Inside Cal State Long Beach

I can go on the record as saying that I think the job of a university professor is the best job in the world. As someone who has served as a professor, dean and president, I speak from personal experience when I say that it’s a very challenging role, but it’s also extremely satisfying.

The workload of faculty members is often a mystery to those who work outside of a university. The life of our full-time faculty members begins with time in the classroom teaching. For many at CSULB, this is a 12-hour, face-to-face weekly commitment.

This may sound very small compared to the usual 40-hour work week. What the 12 hours represent, however, is time spent in front of students in classes. Then we add another 3 hours to the faculty member’s workload to account for office hours and other forms of mentoring. Does that mean faculty members work 15 hours per week? No!

My decades-long experience with teaching university students was that for every hour of actual class time, I committed at least two or three hours of preparation to offer the class. So to teach 12 hours, takes at least 24 hours to prepare. Brand new classes take longer to prepare, of course, and those with lots of digital upgrades can be very challenging as faculty members learn new technologies to keep their classes fresh. So now we see that in order to fulfill their teaching responsibilities, faculty are working about 36 hours per week.

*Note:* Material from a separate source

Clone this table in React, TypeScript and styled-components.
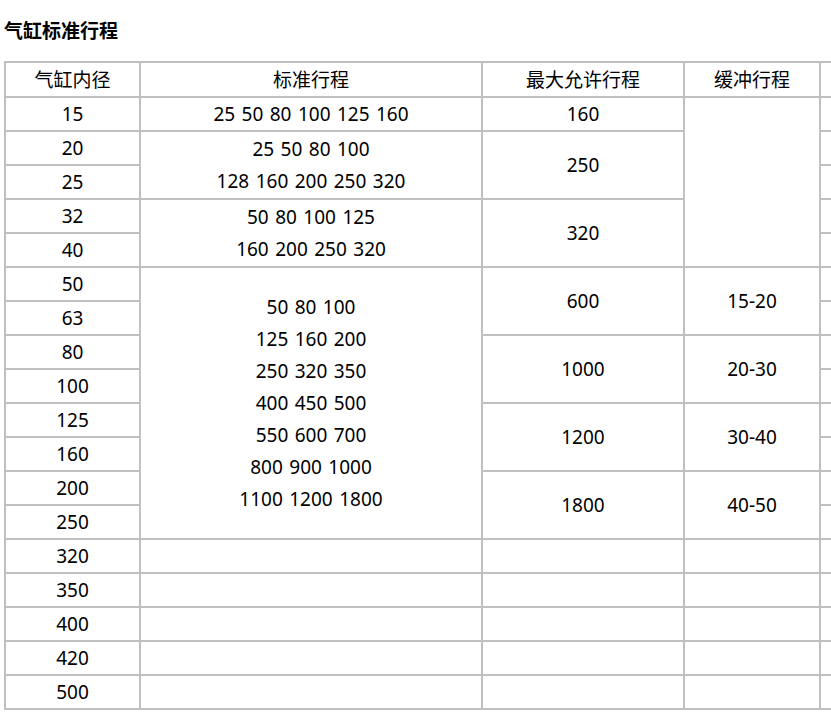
import React from 'react';
import styled, { createGlobalStyle } from 'styled-components';

const GlobalStyle = createGlobalStyle`
  html, body {
    margin: 0;
    padding: 0;
    overflow: hidden;
    background: #ffffff;
  }
  body {
    font-family: "Noto Sans", "Noto Sans CJK SC", sans-serif;
    color: #000000;
  }
`;

const Page = styled.div`
  padding: 0 4px;
`;

const Title = styled.h3`
  margin: 0;
  padding-top: 17px;
  font-size: 19px;
  line-height: 28px;
  font-weight: 700;
`;

const Table = styled.table`
  margin-top: 16px;
  border-collapse: collapse;
  table-layout: fixed;
  width: 951px;
  font-size: 19px;
  word-spacing: 1.5px;
`;

const Row = styled.tr<{ $head?: boolean }>`
  height: ${(p) => (p.$head ? 35 : 34)}px;
`;

const Th = styled.th`
  border: 2px solid #c0c0c0;
  padding: 0;
  font-weight: 400;
  line-height: 32px;
  text-align: center;
`;

const Td = styled.td`
  border: 2px solid #c0c0c0;
  padding: 0;
  line-height: 32px;
  text-align: center;
  vertical-align: middle;
`;

const Line = styled.div`
  white-space: nowrap;
`;

type Group = { span: number; lines: string[] };

const bores = [
  '15', '20', '25', '32', '40', '50', '63', '80', '100',
  '125', '160', '200', '250', '320', '350', '400', '420', '500',
];

const singles = (n: number): Group[] => Array.from({ length: n }, () => ({ span: 1, lines: [] }));

const strokes: Group[] = [
  { span: 1, lines: ['25 50 80 100 125 160'] },
  { span: 2, lines: ['25 50 80 100', '128 160 200 250 320'] },
  { span: 2, lines: ['50 80 100 125', '160 200 250 320'] },
  {
    span: 8,
    lines: [
      '50 80 100',
      '125 160 200',
      '250 320 350',
      '400 450 500',
      '550 600 700',
      '800 900 1000',
      '1100 1200 1800',
    ],
  },
  ...singles(5),
];

const maxStroke: Group[] = [
  { span: 1, lines: ['160'] },
  { span: 2, lines: ['250'] },
  { span: 2, lines: ['320'] },
  { span: 2, lines: ['600'] },
  { span: 2, lines: ['1000'] },
  { span: 2, lines: ['1200'] },
  { span: 2, lines: ['1800'] },
  ...singles(5),
];

const cushion: Group[] = [
  { span: 5, lines: [] },
  { span: 2, lines: ['15-20'] },
  { span: 2, lines: ['20-30'] },
  { span: 2, lines: ['30-40'] },
  { span: 2, lines: ['40-50'] },
  ...singles(5),
];

const extra: Group[] = singles(bores.length);

// map: row index -> group starting there
const byStart = (groups: Group[]) => {
  const m = new Map<number, Group>();
  let i = 0;
  groups.forEach((g) => {
    m.set(i, g);
    i += g.span;
  });
  return m;
};

const columns = [strokes, maxStroke, cushion, extra].map(byStart);

const Cell = ({ g }: { g: Group }) => (
  <Td rowSpan={g.span > 1 ? g.span : undefined}>
    {g.lines.map((l) => (
      <Line key={l}>{l}</Line>
    ))}
  </Td>
);

export default function App() {
  return (
    <Page>
      <GlobalStyle />
      <Title>气缸标准行程</Title>
      <Table>
        <colgroup>
          <col style={{ width: 135 }} />
          <col style={{ width: 342 }} />
          <col style={{ width: 202 }} />
          <col style={{ width: 136 }} />
          <col style={{ width: 136 }} />
        </colgroup>
        <thead>
          <Row $head>
            <Th>气缸内径</Th>
            <Th>标准行程</Th>
            <Th>最大允许行程</Th>
            <Th>缓冲行程</Th>
            <Th>&nbsp;</Th>
          </Row>
        </thead>
        <tbody>
          {bores.map((b, i) => (
            <Row key={b}>
              <Td>{b}</Td>
              {columns.map((col, c) => {
                const g = col.get(i);
                return g ? <Cell key={c} g={g} /> : null;
              })}
            </Row>
          ))}
        </tbody>
      </Table>
    </Page>
  );
}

University teaching is necessarily enriched by research, which is a significant part of every professor’s life at CSULB. In fact, classroom teaching is only one of the roles our faculty play, albeit a primary one. We also expect them to be recognized scholars in their fields. Many of our faculty do their research in the summers for no compensation or they earn competitive grants from federal, state, foundation, or industry sources to “buy out” their teaching and support undergraduate and graduate research assistants. At CSULB, our faculty secure approximately $38 million annually in support of their research. It’s hard to quantify how many hours per week faculty spend in their respective labs, writing articles or books, or in field work (in wetlands, oceans, deserts), but, trust me, it’s a lot!

On top of teaching and research, university faculty are expected to be part of the governance structure of the university. At CSULB, we have an Academic Senate that is a major consultative body in formulating our curriculum and the many policies and procedures that are required to manage a large and complex organization. For example, what are the requirements for tenure, or for a new course or program, or for setting an academic calendar? And, how do we articulate with multiple community colleges so that transfer students can seamlessly finish their final 60 credit hours with us? All of these and much more are part of the work of university faculty with the department chairs and college deans.

This internal governance service is augmented by the many hours faculty devote to community service. In previous columns, I’ve talked about the programs that faculty supervise for community wellness, education, and economic development. In addition, many faculty members meet regularly with industry and business leaders to be sure that our educational offerings are at the cutting edge of industry needs.

So, if you hear people trivializing the workload of a university faculty member, please know that at CSULB faculty members are likely to be working 60 or 70 hours per week teaching, mentoring, researching, and serving both our university and our community. It’s a big job. We have the best faculty members in the galaxy. They are a treasure for the Long Beach community, and beyond.